* BEGIN *
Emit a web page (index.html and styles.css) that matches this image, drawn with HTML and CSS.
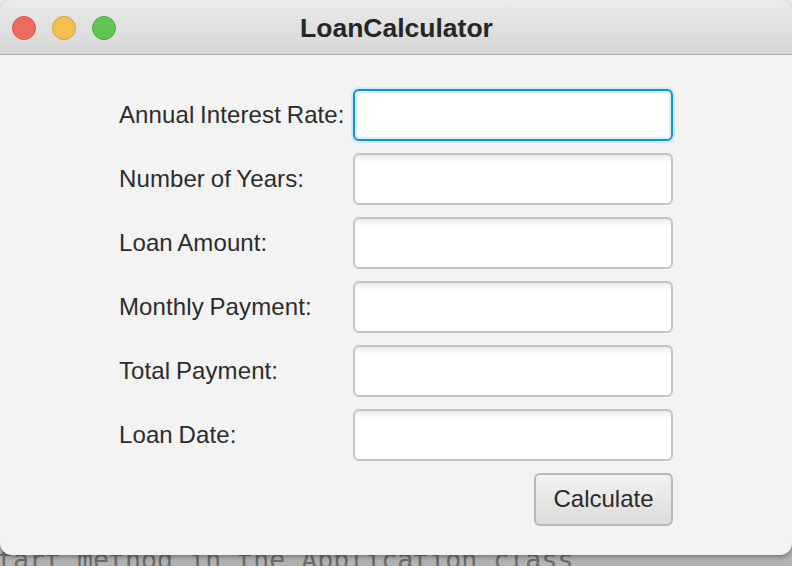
FILE: index.html
```html
<!DOCTYPE html>
<html>
<head>
<meta charset="utf-8">
<link rel="stylesheet" href="styles.css">
</head>
<body>
<div class="window">
  <div class="titlebar">
    <div class="lights">
      <span class="light red"></span>
      <span class="light yellow"></span>
      <span class="light green"></span>
    </div>
    <div class="title">LoanCalculator</div>
  </div>
  <div class="content">
    <div class="form">
      <label class="label">Annual Interest Rate:</label>
      <div class="field focused"></div>
      <label class="label">Number of Years:</label>
      <div class="field"></div>
      <label class="label">Loan Amount:</label>
      <div class="field"></div>
      <label class="label">Monthly Payment:</label>
      <div class="field"></div>
      <label class="label">Total Payment:</label>
      <div class="field"></div>
      <label class="label">Loan Date:</label>
      <div class="field"></div>
      <button class="button">Calculate</button>
    </div>
  </div>
</div>
<div class="behind">start method in the Application class</div>
</body>
</html>
```
FILE: styles.css
```css
html, body {
  margin: 0;
  padding: 0;
}
body {
  width: 792px;
  height: 566px;
  overflow: hidden;
  background: #ededed;
  font-family: "Liberation Sans", Arial, sans-serif;
}
.window {
  position: relative;
  z-index: 1;
  width: 792px;
  height: 555px;
  border-radius: 12px;
  background: #f3f3f3;
  overflow: hidden;
  box-shadow: 0 2px 5px rgba(0,0,0,0.35);
  display: flex;
  flex-direction: column;
}
.titlebar {
  position: relative;
  height: 54px;
  flex: none;
  background: linear-gradient(#ebebeb, #d6d6d6);
  border-bottom: 1px solid #b2b2b2;
  display: flex;
  align-items: center;
  justify-content: center;
}
.lights {
  position: absolute;
  left: 12px;
  top: 16px;
  display: flex;
  gap: 16px;
}
.light {
  width: 24px;
  height: 24px;
  border-radius: 50%;
  box-sizing: border-box;
}
.red { background: #ee6a5f; border: 1px solid #d5544a; }
.yellow { background: #f5be4f; border: 1px solid #d9a23a; }
.green { background: #61c555; border: 1px solid #4ba83f; }
.title {
  font-size: 26.5px;
  font-weight: bold;
  color: #262626;
  margin-top: 2px;
  margin-left: 1px;
}
.content {
  flex: 1;
  padding: 34px 0 0 119px;
}
.form {
  display: grid;
  grid-template-columns: 234px 320px;
  grid-auto-rows: 52px;
  row-gap: 12px;
  align-items: center;
}
.label {
  font-size: 24px;
  color: #2c2c2c;
  letter-spacing: 0.1px;
  word-spacing: -1px;
}
.field {
  height: 52px;
  box-sizing: border-box;
  border: 2px solid #c4c4c4;
  border-radius: 6px;
  background: linear-gradient(#e9e9e9 0, #ffffff 7px);
}
.field.focused {
  border-color: #0e97d6;
  background: #ffffff;
  box-shadow: 0 0 0 2px #d3eaf6, inset 0 0 0 2px #ddeff8;
}
.button {
  grid-column: 2;
  justify-self: end;
  width: 139px;
  height: 53px;
  box-sizing: border-box;
  border: 2px solid #b8b8b8;
  border-radius: 6px;
  background: linear-gradient(#f2f2f2, #dcdcdc);
  font-family: "Liberation Sans", Arial, sans-serif;
  font-size: 24px;
  color: #2a2a2a;
  padding: 0;
}
.behind {
  margin-top: -15px;
  height: 26px;
  padding-top: 4px;
  text-indent: -19px;
  background: #b3b3b3;
  font-family: "DejaVu Sans Mono", monospace;
  font-size: 26.6px;
  line-height: 31px;
  color: #6c6c6c;
  white-space: nowrap;
  overflow: hidden;
}
```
* END *
Output a faithful copy of the data, with each picture left out.

Emit a web page (index.html and styles.css) that matches this image, drawn with HTML and CSS.
FILE: index.html
```html
<!DOCTYPE html>
<html>
<head>
<meta charset="utf-8">
<link rel="stylesheet" href="styles.css">
</head>
<body>
<div class="window">
  <div class="titlebar">
    <div class="lights">
      <span class="light red"></span>
      <span class="light yellow"></span>
      <span class="light green"></span>
    </div>
    <div class="title">LoanCalculator</div>
  </div>
  <div class="content">
    <div class="form">
      <label class="label">Annual Interest Rate:</label>
      <div class="field focused"></div>
      <label class="label">Number of Years:</label>
      <div class="field"></div>
      <label class="label">Loan Amount:</label>
      <div class="field"></div>
      <label class="label">Monthly Payment:</label>
      <div class="field"></div>
      <label class="label">Total Payment:</label>
      <div class="field"></div>
      <label class="label">Loan Date:</label>
      <div class="field"></div>
      <button class="button">Calculate</button>
    </div>
  </div>
</div>
<div class="behind">start method in the Application class</div>
</body>
</html>
```
FILE: styles.css
```css
html, body {
  margin: 0;
  padding: 0;
}
body {
  width: 792px;
  height: 566px;
  overflow: hidden;
  background: #ededed;
  font-family: "Liberation Sans", Arial, sans-serif;
}
.window {
  position: relative;
  z-index: 1;
  width: 792px;
  height: 555px;
  border-radius: 12px;
  background: #f3f3f3;
  overflow: hidden;
  box-shadow: 0 2px 5px rgba(0,0,0,0.35);
  display: flex;
  flex-direction: column;
}
.titlebar {
  position: relative;
  height: 54px;
  flex: none;
  background: linear-gradient(#ebebeb, #d6d6d6);
  border-bottom: 1px solid #b2b2b2;
  display: flex;
  align-items: center;
  justify-content: center;
}
.lights {
  position: absolute;
  left: 12px;
  top: 16px;
  display: flex;
  gap: 16px;
}
.light {
  width: 24px;
  height: 24px;
  border-radius: 50%;
  box-sizing: border-box;
}
.red { background: #ee6a5f; border: 1px solid #d5544a; }
.yellow { background: #f5be4f; border: 1px solid #d9a23a; }
.green { background: #61c555; border: 1px solid #4ba83f; }
.title {
  font-size: 26.5px;
  font-weight: bold;
  color: #262626;
  margin-top: 2px;
  margin-left: 1px;
}
.content {
  flex: 1;
  padding: 34px 0 0 119px;
}
.form {
  display: grid;
  grid-template-columns: 234px 320px;
  grid-auto-rows: 52px;
  row-gap: 12px;
  align-items: center;
}
.label {
  font-size: 24px;
  color: #2c2c2c;
  letter-spacing: 0.1px;
  word-spacing: -1px;
}
.field {
  height: 52px;
  box-sizing: border-box;
  border: 2px solid #c4c4c4;
  border-radius: 6px;
  background: linear-gradient(#e9e9e9 0, #ffffff 7px);
}
.field.focused {
  border-color: #0e97d6;
  background: #ffffff;
  box-shadow: 0 0 0 2px #d3eaf6, inset 0 0 0 2px #ddeff8;
}
.button {
  grid-column: 2;
  justify-self: end;
  width: 139px;
  height: 53px;
  box-sizing: border-box;
  border: 2px solid #b8b8b8;
  border-radius: 6px;
  background: linear-gradient(#f2f2f2, #dcdcdc);
  font-family: "Liberation Sans", Arial, sans-serif;
  font-size: 24px;
  color: #2a2a2a;
  padding: 0;
}
.behind {
  margin-top: -15px;
  height: 26px;
  padding-top: 4px;
  text-indent: -19px;
  background: #b3b3b3;
  font-family: "DejaVu Sans Mono", monospace;
  font-size: 26.6px;
  line-height: 31px;
  color: #6c6c6c;
  white-space: nowrap;
  overflow: hidden;
}
```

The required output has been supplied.